━━━ Source data
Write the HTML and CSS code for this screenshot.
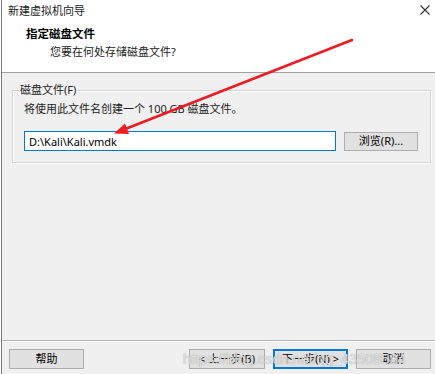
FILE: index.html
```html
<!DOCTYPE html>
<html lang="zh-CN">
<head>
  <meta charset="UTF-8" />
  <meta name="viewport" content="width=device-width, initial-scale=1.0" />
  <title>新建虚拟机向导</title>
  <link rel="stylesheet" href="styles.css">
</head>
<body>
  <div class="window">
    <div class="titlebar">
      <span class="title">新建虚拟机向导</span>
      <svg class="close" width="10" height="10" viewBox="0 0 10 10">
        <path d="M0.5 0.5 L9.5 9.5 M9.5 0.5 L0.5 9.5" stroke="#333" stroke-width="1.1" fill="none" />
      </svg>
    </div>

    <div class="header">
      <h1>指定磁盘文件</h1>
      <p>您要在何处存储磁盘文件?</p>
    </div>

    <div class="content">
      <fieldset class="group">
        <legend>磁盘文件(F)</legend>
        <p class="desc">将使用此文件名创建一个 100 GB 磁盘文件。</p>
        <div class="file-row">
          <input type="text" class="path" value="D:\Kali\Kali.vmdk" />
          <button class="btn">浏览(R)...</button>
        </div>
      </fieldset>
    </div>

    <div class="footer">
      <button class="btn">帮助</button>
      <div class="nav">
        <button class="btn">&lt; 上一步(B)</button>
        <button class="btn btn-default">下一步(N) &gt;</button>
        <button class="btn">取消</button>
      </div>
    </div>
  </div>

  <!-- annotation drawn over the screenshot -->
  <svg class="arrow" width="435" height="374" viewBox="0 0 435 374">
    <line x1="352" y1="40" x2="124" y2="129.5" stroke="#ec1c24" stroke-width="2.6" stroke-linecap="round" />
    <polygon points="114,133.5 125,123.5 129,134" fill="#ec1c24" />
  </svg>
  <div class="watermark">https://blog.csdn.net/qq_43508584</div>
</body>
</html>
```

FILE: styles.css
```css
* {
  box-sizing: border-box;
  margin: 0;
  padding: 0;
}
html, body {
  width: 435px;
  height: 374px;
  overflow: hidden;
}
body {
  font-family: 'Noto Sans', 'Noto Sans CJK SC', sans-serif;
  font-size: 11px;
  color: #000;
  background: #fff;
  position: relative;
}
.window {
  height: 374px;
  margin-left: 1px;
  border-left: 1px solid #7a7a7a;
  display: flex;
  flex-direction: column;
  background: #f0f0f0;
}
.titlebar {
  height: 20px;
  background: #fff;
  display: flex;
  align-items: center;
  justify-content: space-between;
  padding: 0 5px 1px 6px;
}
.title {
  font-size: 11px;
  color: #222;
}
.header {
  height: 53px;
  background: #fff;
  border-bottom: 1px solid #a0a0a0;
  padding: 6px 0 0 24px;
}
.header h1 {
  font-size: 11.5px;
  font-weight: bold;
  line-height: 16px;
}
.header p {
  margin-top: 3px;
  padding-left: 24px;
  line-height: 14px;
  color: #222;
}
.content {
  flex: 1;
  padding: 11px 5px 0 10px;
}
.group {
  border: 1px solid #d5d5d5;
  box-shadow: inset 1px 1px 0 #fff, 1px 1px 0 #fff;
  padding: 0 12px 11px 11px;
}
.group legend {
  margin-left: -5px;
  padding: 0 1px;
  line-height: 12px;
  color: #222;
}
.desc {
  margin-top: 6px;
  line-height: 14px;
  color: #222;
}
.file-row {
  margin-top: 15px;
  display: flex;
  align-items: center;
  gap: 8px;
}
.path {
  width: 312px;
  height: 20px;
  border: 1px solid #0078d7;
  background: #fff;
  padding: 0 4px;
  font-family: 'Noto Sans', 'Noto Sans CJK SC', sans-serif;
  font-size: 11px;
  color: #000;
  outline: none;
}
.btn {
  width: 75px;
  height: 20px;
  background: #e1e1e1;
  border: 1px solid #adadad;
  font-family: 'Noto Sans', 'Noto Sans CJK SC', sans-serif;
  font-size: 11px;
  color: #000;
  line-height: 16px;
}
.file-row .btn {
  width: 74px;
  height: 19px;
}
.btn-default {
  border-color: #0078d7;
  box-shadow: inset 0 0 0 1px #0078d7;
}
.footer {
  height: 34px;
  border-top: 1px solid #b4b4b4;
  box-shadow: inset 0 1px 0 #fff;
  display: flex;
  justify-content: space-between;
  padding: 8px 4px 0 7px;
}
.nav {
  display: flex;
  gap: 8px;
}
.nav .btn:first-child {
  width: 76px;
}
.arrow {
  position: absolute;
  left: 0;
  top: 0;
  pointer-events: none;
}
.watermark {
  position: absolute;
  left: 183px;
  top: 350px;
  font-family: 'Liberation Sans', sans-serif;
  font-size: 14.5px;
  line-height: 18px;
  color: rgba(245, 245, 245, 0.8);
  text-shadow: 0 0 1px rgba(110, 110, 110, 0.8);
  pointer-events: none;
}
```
━━━━━━
» **Exercise requirements**:
Pull out all lines containing "screenshot".

» **Exercise output**:
Write the HTML and CSS code for this screenshot.
  <!-- annotation drawn over the screenshot -->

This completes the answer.